Das hat mich damals schon erstaunt und gestern gab es ja noch viele weitere Informationen über Schlagersänger und -innen, die heute angesagt sind und ich stellte fest, dass ich tatsächlich kaum einen der Namen kannte, obwohl die teilweise das x-fache an Platten verkaufen verglichen mit den Leuten, die meiner Meinung nach grade in den Charts sind.
Immerhin wusste ich schon, wer Helene Fischer ist und von "dem Wendler" hatte ich auch schon gehört, allerdings vor allem deshalb, weil sich so viele Satiriker so häufig über den lustig machen. Roland Kaiser (kenne ich, noch von früher und außerdem kauft er häufig mit mir gleichzeitig im selben Großmarkt in Münster ein, man kennt sich sozusagen vom Einkaufen), also dieser Roland Kaiser hat jetzt eine Platte mit Florian Silbereisen gemacht und den hätte ich stumpf unter "Volksmusik" abgelegt und plötzlich wurde mir klar, dass es neben Schlager und der Hitparade (für die Leute ab 30) ja früher auch noch Volksmusik und den blauen Bock gab (für die Leute ab 60) und dass es etwas ähnliches also sicher heute auch noch gibt - nur, wer verdammte Axt, guckt das noch?

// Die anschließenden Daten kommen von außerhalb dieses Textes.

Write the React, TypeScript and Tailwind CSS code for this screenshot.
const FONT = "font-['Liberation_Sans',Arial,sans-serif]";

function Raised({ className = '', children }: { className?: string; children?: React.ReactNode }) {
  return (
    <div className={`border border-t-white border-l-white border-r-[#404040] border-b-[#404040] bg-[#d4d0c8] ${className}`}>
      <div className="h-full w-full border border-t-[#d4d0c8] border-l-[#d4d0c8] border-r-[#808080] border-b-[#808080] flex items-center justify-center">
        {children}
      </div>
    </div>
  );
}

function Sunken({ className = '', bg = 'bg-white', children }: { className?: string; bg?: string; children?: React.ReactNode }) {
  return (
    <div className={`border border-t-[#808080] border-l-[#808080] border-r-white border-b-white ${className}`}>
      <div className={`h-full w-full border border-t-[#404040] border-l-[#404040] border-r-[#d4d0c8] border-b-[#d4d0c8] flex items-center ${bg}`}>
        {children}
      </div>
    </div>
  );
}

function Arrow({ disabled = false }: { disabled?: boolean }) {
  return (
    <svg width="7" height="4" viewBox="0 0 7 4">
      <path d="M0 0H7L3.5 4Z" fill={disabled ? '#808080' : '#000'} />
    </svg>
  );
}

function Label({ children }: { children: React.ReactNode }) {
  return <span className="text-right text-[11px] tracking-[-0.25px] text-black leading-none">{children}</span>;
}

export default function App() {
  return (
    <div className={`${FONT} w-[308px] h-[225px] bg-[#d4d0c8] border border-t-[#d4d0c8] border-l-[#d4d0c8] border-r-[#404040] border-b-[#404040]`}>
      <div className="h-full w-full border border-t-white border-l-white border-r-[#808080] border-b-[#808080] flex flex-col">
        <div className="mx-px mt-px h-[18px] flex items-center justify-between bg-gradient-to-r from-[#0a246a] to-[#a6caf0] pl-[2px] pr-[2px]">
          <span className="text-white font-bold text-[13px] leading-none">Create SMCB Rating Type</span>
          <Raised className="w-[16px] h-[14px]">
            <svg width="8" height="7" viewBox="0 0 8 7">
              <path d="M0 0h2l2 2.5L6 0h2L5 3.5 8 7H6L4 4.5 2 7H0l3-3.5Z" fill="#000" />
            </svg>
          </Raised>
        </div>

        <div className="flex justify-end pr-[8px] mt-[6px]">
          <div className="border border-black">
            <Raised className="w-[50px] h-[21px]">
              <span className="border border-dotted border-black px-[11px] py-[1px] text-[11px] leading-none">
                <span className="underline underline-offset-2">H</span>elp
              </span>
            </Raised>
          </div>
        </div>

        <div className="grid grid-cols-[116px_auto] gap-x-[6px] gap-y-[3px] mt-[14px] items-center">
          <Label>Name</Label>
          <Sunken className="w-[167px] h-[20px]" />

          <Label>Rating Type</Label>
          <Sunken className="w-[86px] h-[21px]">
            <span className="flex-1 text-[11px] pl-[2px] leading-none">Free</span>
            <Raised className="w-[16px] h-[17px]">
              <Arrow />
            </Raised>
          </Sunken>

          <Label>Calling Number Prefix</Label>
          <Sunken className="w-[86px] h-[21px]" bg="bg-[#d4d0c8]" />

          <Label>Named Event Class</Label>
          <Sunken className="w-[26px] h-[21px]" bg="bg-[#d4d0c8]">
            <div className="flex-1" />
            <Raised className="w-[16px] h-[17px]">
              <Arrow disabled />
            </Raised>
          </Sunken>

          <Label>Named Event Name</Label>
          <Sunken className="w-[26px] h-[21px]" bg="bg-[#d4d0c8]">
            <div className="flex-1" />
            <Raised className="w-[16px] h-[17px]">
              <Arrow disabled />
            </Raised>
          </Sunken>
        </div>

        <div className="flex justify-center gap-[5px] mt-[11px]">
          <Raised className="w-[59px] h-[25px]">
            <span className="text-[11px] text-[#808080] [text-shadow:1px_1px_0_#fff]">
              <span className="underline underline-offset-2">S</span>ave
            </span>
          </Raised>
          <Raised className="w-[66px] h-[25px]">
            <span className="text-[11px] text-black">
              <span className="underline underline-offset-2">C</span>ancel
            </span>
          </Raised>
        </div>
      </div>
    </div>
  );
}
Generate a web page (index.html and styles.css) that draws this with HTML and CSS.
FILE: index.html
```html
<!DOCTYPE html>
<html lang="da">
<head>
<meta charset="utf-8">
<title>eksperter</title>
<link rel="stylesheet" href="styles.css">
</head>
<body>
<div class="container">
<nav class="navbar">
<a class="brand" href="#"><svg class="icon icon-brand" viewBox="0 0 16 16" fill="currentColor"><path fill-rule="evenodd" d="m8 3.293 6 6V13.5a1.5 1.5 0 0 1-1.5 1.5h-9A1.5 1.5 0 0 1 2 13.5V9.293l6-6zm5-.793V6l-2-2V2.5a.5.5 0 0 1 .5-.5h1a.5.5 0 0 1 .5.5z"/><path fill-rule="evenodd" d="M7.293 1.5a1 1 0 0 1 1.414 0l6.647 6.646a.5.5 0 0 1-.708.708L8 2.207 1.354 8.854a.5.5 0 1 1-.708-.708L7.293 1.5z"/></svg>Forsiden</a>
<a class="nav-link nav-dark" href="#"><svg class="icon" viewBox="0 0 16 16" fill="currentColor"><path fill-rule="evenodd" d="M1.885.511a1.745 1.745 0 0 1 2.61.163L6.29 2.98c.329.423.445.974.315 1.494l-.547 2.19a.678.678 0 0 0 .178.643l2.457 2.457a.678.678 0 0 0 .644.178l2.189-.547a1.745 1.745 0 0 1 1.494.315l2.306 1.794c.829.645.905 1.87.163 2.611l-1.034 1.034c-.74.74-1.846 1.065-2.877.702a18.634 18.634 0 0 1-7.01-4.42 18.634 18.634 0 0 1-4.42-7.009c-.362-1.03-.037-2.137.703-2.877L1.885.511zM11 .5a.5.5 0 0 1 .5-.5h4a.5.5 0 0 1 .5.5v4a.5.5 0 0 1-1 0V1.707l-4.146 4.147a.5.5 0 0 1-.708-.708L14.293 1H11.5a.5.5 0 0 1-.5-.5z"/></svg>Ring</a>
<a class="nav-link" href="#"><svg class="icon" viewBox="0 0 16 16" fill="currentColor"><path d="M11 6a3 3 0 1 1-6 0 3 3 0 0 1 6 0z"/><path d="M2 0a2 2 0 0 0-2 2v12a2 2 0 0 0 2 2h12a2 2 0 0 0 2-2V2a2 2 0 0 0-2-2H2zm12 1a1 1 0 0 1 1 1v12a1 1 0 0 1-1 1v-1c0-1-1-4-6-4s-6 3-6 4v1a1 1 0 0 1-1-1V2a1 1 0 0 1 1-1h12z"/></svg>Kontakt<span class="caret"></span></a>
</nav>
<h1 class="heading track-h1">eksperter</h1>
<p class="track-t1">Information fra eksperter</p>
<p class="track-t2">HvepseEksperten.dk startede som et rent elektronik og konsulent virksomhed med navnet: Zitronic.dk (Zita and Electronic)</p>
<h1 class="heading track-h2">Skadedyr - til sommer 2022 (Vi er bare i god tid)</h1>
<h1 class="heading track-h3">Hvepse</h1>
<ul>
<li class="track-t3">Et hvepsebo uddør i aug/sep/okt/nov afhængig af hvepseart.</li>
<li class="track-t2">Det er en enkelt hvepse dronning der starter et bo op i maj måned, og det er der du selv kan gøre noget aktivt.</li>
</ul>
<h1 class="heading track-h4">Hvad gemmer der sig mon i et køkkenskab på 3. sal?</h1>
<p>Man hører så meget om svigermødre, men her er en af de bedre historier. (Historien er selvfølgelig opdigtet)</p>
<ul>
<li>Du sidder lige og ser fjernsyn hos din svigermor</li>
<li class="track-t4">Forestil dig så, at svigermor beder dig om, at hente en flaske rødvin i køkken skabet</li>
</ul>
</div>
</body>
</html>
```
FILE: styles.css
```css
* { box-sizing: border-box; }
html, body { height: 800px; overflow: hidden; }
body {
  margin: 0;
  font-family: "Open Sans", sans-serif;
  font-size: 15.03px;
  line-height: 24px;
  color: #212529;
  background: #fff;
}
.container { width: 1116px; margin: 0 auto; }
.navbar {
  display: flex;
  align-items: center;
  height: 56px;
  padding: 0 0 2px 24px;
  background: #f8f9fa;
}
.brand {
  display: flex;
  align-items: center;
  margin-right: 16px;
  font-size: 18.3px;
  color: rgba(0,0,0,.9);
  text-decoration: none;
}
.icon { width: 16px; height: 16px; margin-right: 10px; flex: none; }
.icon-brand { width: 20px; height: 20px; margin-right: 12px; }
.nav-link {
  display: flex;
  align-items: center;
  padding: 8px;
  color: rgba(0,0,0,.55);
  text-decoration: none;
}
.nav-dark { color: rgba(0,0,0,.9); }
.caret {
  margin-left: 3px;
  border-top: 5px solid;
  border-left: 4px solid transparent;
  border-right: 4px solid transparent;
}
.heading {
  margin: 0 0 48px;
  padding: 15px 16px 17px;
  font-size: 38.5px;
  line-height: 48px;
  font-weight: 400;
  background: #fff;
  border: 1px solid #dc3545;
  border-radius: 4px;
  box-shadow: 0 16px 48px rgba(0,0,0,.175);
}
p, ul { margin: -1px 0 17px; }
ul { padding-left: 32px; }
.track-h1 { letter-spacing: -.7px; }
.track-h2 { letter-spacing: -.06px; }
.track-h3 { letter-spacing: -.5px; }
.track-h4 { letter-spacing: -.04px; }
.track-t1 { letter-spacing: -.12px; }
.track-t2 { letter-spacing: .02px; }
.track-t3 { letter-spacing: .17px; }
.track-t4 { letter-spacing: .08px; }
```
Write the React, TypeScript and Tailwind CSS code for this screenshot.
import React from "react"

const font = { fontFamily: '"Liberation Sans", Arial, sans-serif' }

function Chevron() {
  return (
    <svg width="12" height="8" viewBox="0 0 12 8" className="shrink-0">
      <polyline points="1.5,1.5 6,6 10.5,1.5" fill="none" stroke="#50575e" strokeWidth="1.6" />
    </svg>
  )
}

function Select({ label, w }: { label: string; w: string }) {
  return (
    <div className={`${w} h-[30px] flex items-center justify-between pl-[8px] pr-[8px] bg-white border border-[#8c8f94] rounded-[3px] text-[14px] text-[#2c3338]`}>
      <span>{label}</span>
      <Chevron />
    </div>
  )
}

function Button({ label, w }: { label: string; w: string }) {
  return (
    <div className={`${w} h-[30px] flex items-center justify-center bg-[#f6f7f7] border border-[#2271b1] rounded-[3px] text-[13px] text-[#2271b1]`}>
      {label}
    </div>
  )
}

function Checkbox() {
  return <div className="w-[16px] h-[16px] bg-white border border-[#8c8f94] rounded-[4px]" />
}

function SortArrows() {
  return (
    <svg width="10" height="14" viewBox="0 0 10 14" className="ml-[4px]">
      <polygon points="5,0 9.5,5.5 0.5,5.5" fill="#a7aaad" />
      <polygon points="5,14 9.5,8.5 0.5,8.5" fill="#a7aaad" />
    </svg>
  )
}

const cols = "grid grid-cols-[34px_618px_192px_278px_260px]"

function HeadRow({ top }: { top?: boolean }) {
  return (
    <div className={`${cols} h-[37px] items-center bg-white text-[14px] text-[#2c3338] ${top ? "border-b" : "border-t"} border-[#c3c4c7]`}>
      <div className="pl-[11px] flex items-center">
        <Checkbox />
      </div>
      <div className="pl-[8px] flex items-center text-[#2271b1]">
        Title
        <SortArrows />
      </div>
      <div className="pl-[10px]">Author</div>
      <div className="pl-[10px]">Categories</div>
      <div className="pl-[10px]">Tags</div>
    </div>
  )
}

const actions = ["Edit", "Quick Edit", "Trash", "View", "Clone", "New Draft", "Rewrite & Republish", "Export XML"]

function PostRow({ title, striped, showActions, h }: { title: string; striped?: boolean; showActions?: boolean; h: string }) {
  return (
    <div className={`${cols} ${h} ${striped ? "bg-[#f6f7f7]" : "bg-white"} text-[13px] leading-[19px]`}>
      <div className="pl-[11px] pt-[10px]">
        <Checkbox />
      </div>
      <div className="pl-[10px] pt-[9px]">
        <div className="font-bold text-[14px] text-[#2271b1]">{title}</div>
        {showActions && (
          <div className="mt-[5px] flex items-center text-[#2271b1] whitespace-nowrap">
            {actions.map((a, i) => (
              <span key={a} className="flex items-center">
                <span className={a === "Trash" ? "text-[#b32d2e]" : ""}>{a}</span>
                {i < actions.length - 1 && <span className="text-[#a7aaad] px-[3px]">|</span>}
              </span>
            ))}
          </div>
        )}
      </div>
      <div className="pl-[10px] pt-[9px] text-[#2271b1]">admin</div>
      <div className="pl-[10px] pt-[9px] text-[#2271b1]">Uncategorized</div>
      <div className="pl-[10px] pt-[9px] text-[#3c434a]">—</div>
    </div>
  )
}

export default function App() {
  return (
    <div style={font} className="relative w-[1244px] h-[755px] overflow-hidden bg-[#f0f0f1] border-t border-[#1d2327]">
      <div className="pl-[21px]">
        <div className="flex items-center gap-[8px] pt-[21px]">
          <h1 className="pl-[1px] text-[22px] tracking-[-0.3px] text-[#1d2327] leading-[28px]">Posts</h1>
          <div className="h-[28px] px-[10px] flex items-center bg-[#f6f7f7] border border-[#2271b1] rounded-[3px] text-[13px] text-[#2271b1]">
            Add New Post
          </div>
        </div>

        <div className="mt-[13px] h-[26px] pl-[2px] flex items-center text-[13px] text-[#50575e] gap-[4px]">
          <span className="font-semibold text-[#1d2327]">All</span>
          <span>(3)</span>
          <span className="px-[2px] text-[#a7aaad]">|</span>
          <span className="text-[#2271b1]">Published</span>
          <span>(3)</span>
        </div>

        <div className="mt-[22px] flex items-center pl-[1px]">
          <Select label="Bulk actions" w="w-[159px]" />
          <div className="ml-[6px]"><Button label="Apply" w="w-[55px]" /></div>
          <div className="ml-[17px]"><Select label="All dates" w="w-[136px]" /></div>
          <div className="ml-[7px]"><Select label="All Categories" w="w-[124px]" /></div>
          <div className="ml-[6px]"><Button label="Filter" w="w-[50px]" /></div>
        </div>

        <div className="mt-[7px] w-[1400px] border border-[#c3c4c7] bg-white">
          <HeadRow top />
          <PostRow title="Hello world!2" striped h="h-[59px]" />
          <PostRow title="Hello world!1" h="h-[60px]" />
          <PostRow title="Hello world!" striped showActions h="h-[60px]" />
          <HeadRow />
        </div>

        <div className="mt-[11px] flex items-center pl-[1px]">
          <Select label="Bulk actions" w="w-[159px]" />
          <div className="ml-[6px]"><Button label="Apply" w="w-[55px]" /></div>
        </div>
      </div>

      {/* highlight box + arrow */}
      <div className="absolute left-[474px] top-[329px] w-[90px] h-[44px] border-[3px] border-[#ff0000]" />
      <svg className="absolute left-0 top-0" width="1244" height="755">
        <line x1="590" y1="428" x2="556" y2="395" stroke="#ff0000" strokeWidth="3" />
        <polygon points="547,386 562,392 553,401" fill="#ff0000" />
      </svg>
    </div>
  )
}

Und dann habe ich mir überlegt, dass meine frühere Einteilung, also Schlager sind vor allem was für "Leute ab 30" und Volksmusik ist was für Rentner, vielleicht tendenziell früher gepasst hat, so ganz grob, aber dass ich damit heute keine einfache Abgrenzung mehr zu mir definieren kann, weil, sonst hätte ich die letzten 28 Jahre ja schon Schlager hören müssen bzw. wenigstens hätte ich Freunde haben müssen, die Schlager hören und demnächst wechseln dann alle zur Volksmusik und das halte ich alles für extrem unwahrscheinlich.

Es muss also ganz andere Unterschiede geben und dann wurde mir klar, dass es neben meiner kleinen, eingeschränkten Miniwelt ein gigantisch großes Paralleluniversum geben muss, in dem Millionen von Menschen leben, die auf Schlager und auf Volksmusik stehen und dafür auch richtig viel Geld ausgeben - die aber alle für mich nicht sichtbar sind.